Moxoene or Mokk' (, ) was a territory of Kingdom of Armenia and later Sasanian Armenia, located east of Arzanene from south of Lake Van to north of Bohtan river. The territory was ruled by a local dynasty.

Toponymy 
The name Moxoene only appears in ancient sources in the early fourth century. In later centuries, Armenian sources used the name Mokkʿ. The ancient name is preserved in modern times with the local Kurds using the name Miks for the main town of the area. Attempts have been made to find the pre-Armenian attestations of Moxoene and some ethnonyms have been suggested including Μύκοι by Herodotus, Muški from Assyrian sources and τῶν Μοσχικῶν ὄρη or Μοξιανοί by Ptolemy as attested by him in Geography. However, none of these fit the geographical and linguistic criteria.

History 

In 198, Moxoene was emerged into Corduene.

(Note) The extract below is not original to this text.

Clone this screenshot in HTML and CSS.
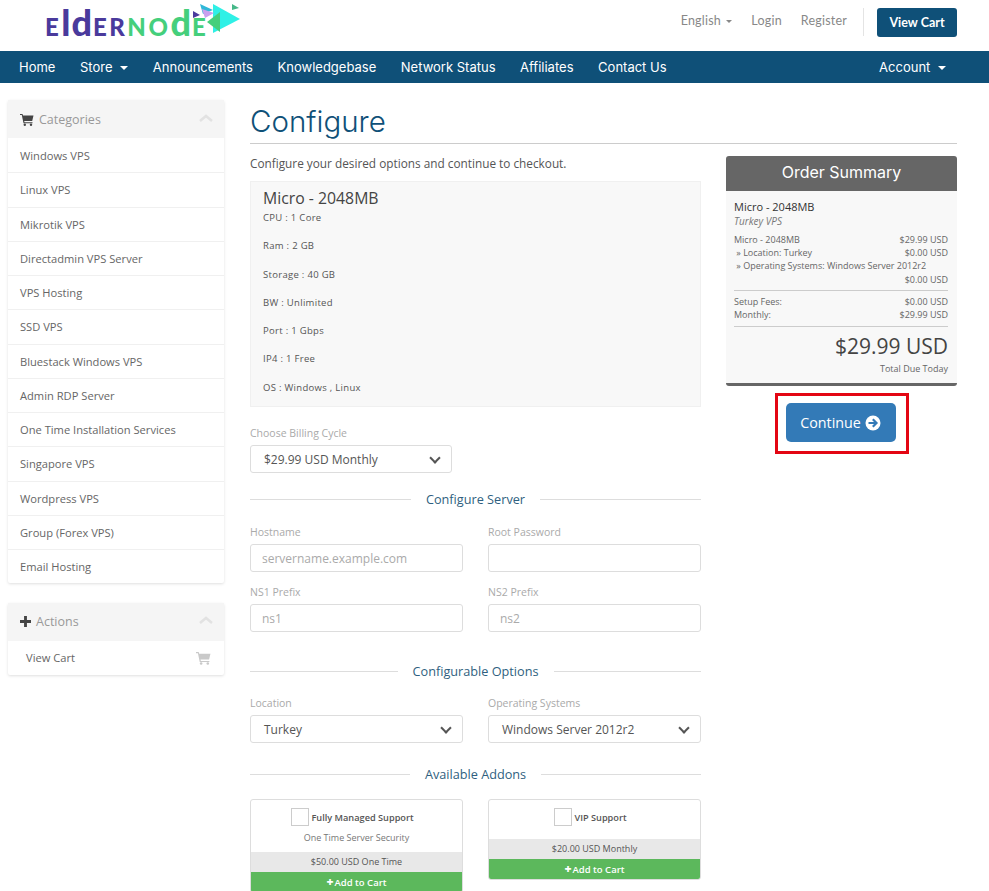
FILE: index.html
```html
<!DOCTYPE html>
<html lang="en">
<head>
  <meta charset="UTF-8">
  <meta name="viewport" content="width=device-width, initial-scale=1.0">
  <title>Configure</title>
  <link rel="stylesheet" href="styles.css">
</head>

<body>
  <header class="top-bar">
    <a class="logo" href="#">
      <span class="logo-elder">E<i>ld</i>ER</span><span class="logo-node">NO<i>d</i>E</span>
      <svg class="logo-mark" width="48" height="34" viewBox="0 0 48 34">
        <polygon points="20,1 47,16 20,30" fill="#2ff0e6"/>
        <polygon points="7,1 20,7 10,11" fill="#2fb8d8"/>
        <polygon points="0,8 7,12 0,15" fill="#4a3a9c"/>
        <polygon points="9,6 21,10 12,15" fill="#c9a0ee"/>
        <polygon points="14,19 27,9 27,29" fill="#45cf7c"/>
        <polygon points="39,1 46,5 39,7" fill="#45b888"/>
      </svg>
    </a>
    <div class="top-links">
      <a href="#">English <span class="caret caret-small"></span></a>
      <a href="#">Login</a>
      <a href="#">Register</a>
      <span class="top-sep"></span>
      <a class="btn-cart" href="#">View Cart</a>
    </div>
  </header>

  <nav class="main-nav">
    <a href="#">Home</a>
    <a href="#">Store <span class="caret"></span></a>
    <a href="#">Announcements</a>
    <a href="#">Knowledgebase</a>
    <a href="#">Network Status</a>
    <a href="#">Affiliates</a>
    <a href="#">Contact Us</a>
    <a class="nav-right" href="#">Account <span class="caret"></span></a>
  </nav>

  <div class="page">
    <aside class="sidebar">
      <div class="panel">
        <div class="panel-head">
          <svg class="head-icon" width="14" height="13" viewBox="0 0 14 13"><path d="M0 1h2.500l.5 1.500h10.500l-1.300 5.500H4.200l.3 1.200h8v1H3.500L1.800 2H0z" fill="#444"/><circle cx="4.800" cy="11.700" r="1.200" fill="#444"/><circle cx="11" cy="11.700" r="1.200" fill="#444"/></svg>
          <span>Categories</span>
          <svg class="chev" width="14" height="8" viewBox="0 0 14 8"><path d="M1 7l6-5 6 5" fill="none" stroke="#e2e2e2" stroke-width="2.500"/></svg>
        </div>
        <a class="panel-row" href="#">Windows VPS</a>
        <a class="panel-row" href="#">Linux VPS</a>
        <a class="panel-row" href="#">Mikrotik VPS</a>
        <a class="panel-row" href="#">Directadmin VPS Server</a>
        <a class="panel-row" href="#">VPS Hosting</a>
        <a class="panel-row" href="#">SSD VPS</a>
        <a class="panel-row" href="#">Bluestack Windows VPS</a>
        <a class="panel-row" href="#">Admin RDP Server</a>
        <a class="panel-row" href="#">One Time Installation Services</a>
        <a class="panel-row" href="#">Singapore VPS</a>
        <a class="panel-row" href="#">Wordpress VPS</a>
        <a class="panel-row" href="#">Group (Forex VPS)</a>
        <a class="panel-row" href="#">Email Hosting</a>
      </div>

      <div class="panel">
        <div class="panel-head">
          <svg class="head-icon" width="11" height="11" viewBox="1 1 10 10"><path d="M4.700 1h2.600v3.700H11v2.600H7.300V11H4.700V7.300H1V4.700h3.700z" fill="#444"/></svg>
          <span>Actions</span>
          <svg class="chev" width="14" height="8" viewBox="0 0 14 8"><path d="M1 7l6-5 6 5" fill="none" stroke="#e2e2e2" stroke-width="2.500"/></svg>
        </div>
        <a class="panel-row panel-action" href="#">
          View Cart
          <svg width="15" height="14" viewBox="0 0 14 13"><path d="M0 1h2.500l.5 1.500h10.500l-1.300 5.500H4.200l.3 1.200h8v1H3.500L1.800 2H0z" fill="#c9c9c9"/><circle cx="4.800" cy="11.700" r="1.200" fill="#c9c9c9"/><circle cx="11" cy="11.700" r="1.200" fill="#c9c9c9"/></svg>
        </a>
      </div>
    </aside>

    <main class="content">
      <h1>Configure</h1>

      <div class="columns">
        <div class="config">
          <p class="intro">Configure your desired options and continue to checkout.</p>

          <div class="product">
            <h3>Micro - 2048MB</h3>
            <p>CPU : 1 Core</p>
            <p>Ram : 2 GB</p>
            <p>Storage : 40 GB</p>
            <p>BW : Unlimited</p>
            <p>Port : 1 Gbps</p>
            <p>IP4 : 1 Free</p>
            <p>OS : Windows , Linux</p>
          </div>

          <label class="field-label billing-label">Choose Billing Cycle</label>
          <div class="field-box billing-box">$29.99 USD Monthly <span class="sel-arrow"></span></div>

          <div class="sub-heading"><span>Configure Server</span></div>
          <div class="form-grid">
            <div>
              <label class="field-label">Hostname</label>
              <div class="field-box placeholder">servername.example.com</div>
            </div>
            <div>
              <label class="field-label">Root Password</label>
              <div class="field-box"></div>
            </div>
            <div>
              <label class="field-label">NS1 Prefix</label>
              <div class="field-box placeholder">ns1</div>
            </div>
            <div>
              <label class="field-label">NS2 Prefix</label>
              <div class="field-box placeholder">ns2</div>
            </div>
          </div>

          <div class="sub-heading options-heading"><span>Configurable Options</span></div>
          <div class="form-grid">
            <div>
              <label class="field-label">Location</label>
              <div class="field-box">Turkey <span class="sel-arrow"></span></div>
            </div>
            <div>
              <label class="field-label">Operating Systems</label>
              <div class="field-box">Windows Server 2012r2 <span class="sel-arrow"></span></div>
            </div>
          </div>

          <div class="sub-heading addons-heading"><span>Available Addons</span></div>
          <div class="addons">
            <div class="addon">
              <div class="addon-title"><span class="check"></span>Fully Managed Support</div>
              <div class="addon-desc">One Time Server Security</div>
              <div class="addon-price">$50.00 USD One Time</div>
              <div class="addon-add"><b>+</b>Add to Cart</div>
            </div>
            <div class="addon">
              <div class="addon-title addon-title-short"><span class="check"></span>VIP Support</div>
              <div class="addon-price">$20.00 USD Monthly</div>
              <div class="addon-add"><b>+</b>Add to Cart</div>
            </div>
          </div>
        </div>

        <div class="summary-col">
          <div class="summary">
            <h2>Order Summary</h2>
            <div class="summary-body">
              <div class="sum-name">Micro - 2048MB</div>
              <div class="sum-group">Turkey VPS</div>
              <div class="sum-row"><span>Micro - 2048MB</span><span>$29.99 USD</span></div>
              <div class="sum-row"><span>&nbsp;» Location: Turkey</span><span>$0.00 USD</span></div>
              <div class="sum-row"><span>&nbsp;» Operating Systems: Windows Server 2012r2</span></div>
              <div class="sum-row sum-end"><span></span><span>$0.00 USD</span></div>
              <div class="sum-line"></div>
              <div class="sum-row"><span>Setup Fees:</span><span>$0.00 USD</span></div>
              <div class="sum-row"><span>Monthly:</span><span>$29.99 USD</span></div>
              <div class="sum-line"></div>
              <div class="sum-total">$29.99 USD</div>
              <div class="sum-due">Total Due Today</div>
            </div>
          </div>
          <div class="continue-wrap">
            <a class="btn-continue" href="#">
              Continue
              <svg width="16" height="16" viewBox="0 0 16 16"><circle cx="8" cy="8" r="7.500" fill="#fff"/><path d="M3.500 8h7.500M7.800 4.300L11.500 8l-3.700 3.700" fill="none" stroke="#337ab7" stroke-width="2.200"/></svg>
            </a>
          </div>
        </div>
      </div>
    </main>
  </div>
</body>
</html>
```

FILE: styles.css
```css
html, body {
  height: 891px;
  overflow: hidden;
}

body {
  margin: 0;
  font-family: "Open Sans", Arial, sans-serif;
  background-color: #fff;
  color: #555;
}

a {
  color: inherit;
  text-decoration: none;
}

/* top bar */
.top-bar {
  height: 51px;
  display: flex;
  justify-content: space-between;
  padding: 0 32px 0 45px;
}

.logo {
  display: flex;
  position: relative;
  padding-top: 3px;
  font-family: "Lato", sans-serif;
  font-weight: 900;
  font-size: 24px;
  letter-spacing: 2.500px;
  line-height: 38px;
}

.logo i {
  font-style: normal;
  font-size: 36px;
  letter-spacing: 1px;
}

.logo-elder {
  color: #4a3a9c;
}

.logo-node {
  color: #45cf7c;
}

.logo-mark {
  position: absolute;
  left: 148px;
  top: 3px;
}

.top-links {
  display: flex;
  align-items: flex-start;
  font-family: "Lato", sans-serif;
  font-size: 12.500px;
  color: #888;
  letter-spacing: 0.200px;
}

.top-links > a {
  margin-left: 19px;
  line-height: 41px;
}

.top-sep {
  width: 1px;
  height: 28px;
  margin: 8px 13px 0 16px;
  background-color: #e4e4e4;
}

.top-links .btn-cart {
  margin: 8px 0 0;
  width: 80px;
  height: 29px;
  line-height: 29px;
  text-align: center;
  color: #fff;
  font-weight: 700;
  letter-spacing: 0;
  background-color: #0f5078;
  border-radius: 3px;
}

.caret {
  display: inline-block;
  border-top: 4px solid #fff;
  border-left: 4px solid transparent;
  border-right: 4px solid transparent;
  margin-left: 4px;
  vertical-align: 2px;
}

.caret-small {
  border-top: 3px solid #888;
  border-left-width: 3px;
  border-right-width: 3px;
  margin-left: 2px;
}

/* main nav */
.main-nav {
  height: 32px;
  display: flex;
  align-items: center;
  gap: 24.600px;
  padding: 0 43px 0 19px;
  background-color: #0f5078;
  color: #fff;
  font-family: "Inter", sans-serif;
  font-size: 13px;
}

.nav-right {
  margin-left: auto;
}

/* page layout */
.page {
  display: flex;
  padding: 17px 32px 0 8px;
  gap: 26px;
}

.sidebar {
  width: 216px;
  flex-shrink: 0;
}

.panel {
  margin-bottom: 19.500px;
  box-shadow: 0 1px 3px rgba(0,0,0,0.13);
  border-radius: 2px;
}

.panel-head {
  height: 38px;
  display: flex;
  align-items: center;
  padding: 0 11px 0 12px;
  background-color: #f5f5f5;
  color: #999;
  font-size: 12.500px;
}

.head-icon {
  margin-right: 5px;
}

.chev {
  margin-left: auto;
  margin-bottom: 3px;
}

.panel-row {
  height: 34.250px;
  box-sizing: border-box;
  display: flex;
  align-items: center;
  justify-content: space-between;
  padding: 0 12px;
  font-size: 11.150px;
  color: #666;
  border-top: 1px solid #f0f0f0;
}

.panel-head + .panel-row {
  border-top: none;
}

.panel-action {
  padding: 0 13px 0 18px;
}

/* main column */
.content {
  flex: 1;
  min-width: 0;
}

h1 {
  margin: 0 0 12px;
  height: 42px;
  padding-top: 1px;
  border-bottom: 1px solid #ccc;
  font-family: "Inter", sans-serif;
  font-weight: 300;
  font-size: 29.500px;
  line-height: 40px;
  color: #0f5078;
}

.columns {
  display: flex;
  gap: 25px;
}

.config {
  width: 451px;
}

.intro {
  margin: -1px 0 10px;
  font-size: 11.800px;
  line-height: 16px;
  color: #555;
}

.product {
  height: 226px;
  box-sizing: border-box;
  padding: 7px 12px;
  background-color: #f8f8f8;
  border: 1px solid #f0f0f0;
}

.product h3 {
  margin: 0 0 3px;
  font-weight: 400;
  font-size: 15.800px;
  line-height: 19px;
  color: #444;
}

.product p {
  margin: 0 0 14.300px;
  font-size: 9.500px;
  line-height: 14px;
  color: #555;
  letter-spacing: 0.300px;
}

.field-label {
  display: block;
  margin-bottom: 5px;
  font-size: 10.500px;
  line-height: 14px;
  color: #aaa;
}

.billing-label {
  margin-top: 19px;
}

.field-box {
  height: 28px;
  box-sizing: border-box;
  display: flex;
  align-items: center;
  justify-content: space-between;
  padding: 0 10px 0 13px;
  background-color: #fff;
  border: 1px solid #ddd;
  border-radius: 3px;
  font-size: 12px;
  color: #555;
}

.billing-box {
  width: 202px;
}

.placeholder {
  padding-left: 11px;
  color: #aaa;
}

.sel-arrow {
  width: 6px;
  height: 6px;
  margin: -3px 2px 0 0;
  border-right: 2px solid #555;
  border-bottom: 2px solid #555;
  transform: rotate(45deg);
}

.sub-heading {
  display: flex;
  align-items: center;
  gap: 15px;
  margin: 16px 0 16px;
  font-size: 12.700px;
  line-height: 20px;
  color: #2f5f80;
}

.sub-heading::before,
.sub-heading::after {
  content: "";
  flex: 1;
  height: 1px;
  background-color: #ddd;
}

.options-heading {
  margin-top: 29px;
  margin-bottom: 15px;
}

.addons-heading {
  margin-top: 21px;
  margin-bottom: 15px;
}

.form-grid {
  display: grid;
  grid-template-columns: 213px 213px;
  column-gap: 25px;
  row-gap: 13px;
}

/* addons */
.addons {
  display: flex;
  align-items: flex-start;
  gap: 25px;
}

.addon {
  width: 213px;
  box-sizing: border-box;
  border: 1px solid #ddd;
  border-radius: 3px;
  text-align: center;
  overflow: hidden;
}

.addon-title {
  display: flex;
  align-items: center;
  justify-content: center;
  gap: 2px;
  padding: 8px 8px 0 0;
  font-size: 9.200px;
  font-weight: 600;
  color: #555;
}

.addon-title-short {
  padding-bottom: 13px;
}

.check {
  width: 16px;
  height: 16px;
  border: 1px solid #ccc;
  background-color: #fff;
}

.addon-desc {
  padding: 5px 0 7px;
  font-size: 9px;
  line-height: 14px;
  color: #777;
}

.addon-price {
  height: 20px;
  line-height: 20px;
  background-color: #e8e8e8;
  font-size: 9px;
  color: #555;
}

.addon-add {
  height: 20px;
  line-height: 20px;
  background-color: #5cb85c;
  color: #fff;
  font-size: 9.500px;
  font-weight: 600;
}

.addon-add b {
  font-size: 12px;
  margin-right: 1px;
}

/* order summary */
.summary-col {
  width: 231px;
}

.summary {
  background-color: #f8f8f8;
  border-bottom: 3px solid #666;
  border-radius: 3px;
}

.summary h2 {
  margin: 0;
  height: 35px;
  line-height: 33px;
  text-align: center;
  background-color: #666;
  color: #fff;
  font-family: "Inter", sans-serif;
  font-weight: 400;
  font-size: 16px;
  border-radius: 3px 3px 0 0;
}

.summary-body {
  padding: 8px 9px 7px 8px;
}

.sum-name {
  font-size: 11px;
  line-height: 15px;
  color: #333;
}

.sum-group {
  margin-bottom: 5px;
  font-size: 10px;
  font-style: italic;
  line-height: 14px;
  color: #777;
}

.sum-row {
  display: flex;
  justify-content: space-between;
  font-size: 9px;
  line-height: 13.200px;
  color: #666;
}

.sum-end {
  margin-bottom: -1px;
}

.sum-line {
  height: 1px;
  margin: 5px 0 4px;
  background-color: #ccc;
}

.sum-total {
  margin-top: 6px;
  text-align: right;
  font-size: 21px;
  line-height: 27px;
  color: #444;
}

.sum-due {
  margin-top: 2px;
  text-align: right;
  font-size: 9px;
  line-height: 14px;
  color: #666;
}

.continue-wrap {
  width: 134px;
  height: 61px;
  box-sizing: border-box;
  margin: 7px auto 0;
  padding: 0 2px 2px 0;
  display: flex;
  align-items: center;
  justify-content: center;
  border: 3px solid #e30613;
}

.btn-continue {
  width: 110px;
  height: 39px;
  display: flex;
  align-items: center;
  justify-content: center;
  gap: 4px;
  background-color: #337ab7;
  border-radius: 5px;
  color: #fff;
  font-size: 14.300px;
}
```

During the Battle of Samarra in 363, Roman soldiers likely marched through Moxoene under generals Procopius and Sebastianus to join Arshak II. During the territorial negotiations that same year, the Sasanian Empire demanded the area of Moxoene. After the war, Moxoene emerged as a new political entity part of the Sasanian Empire. The diocese of Moxoene belonged to Nestorianism.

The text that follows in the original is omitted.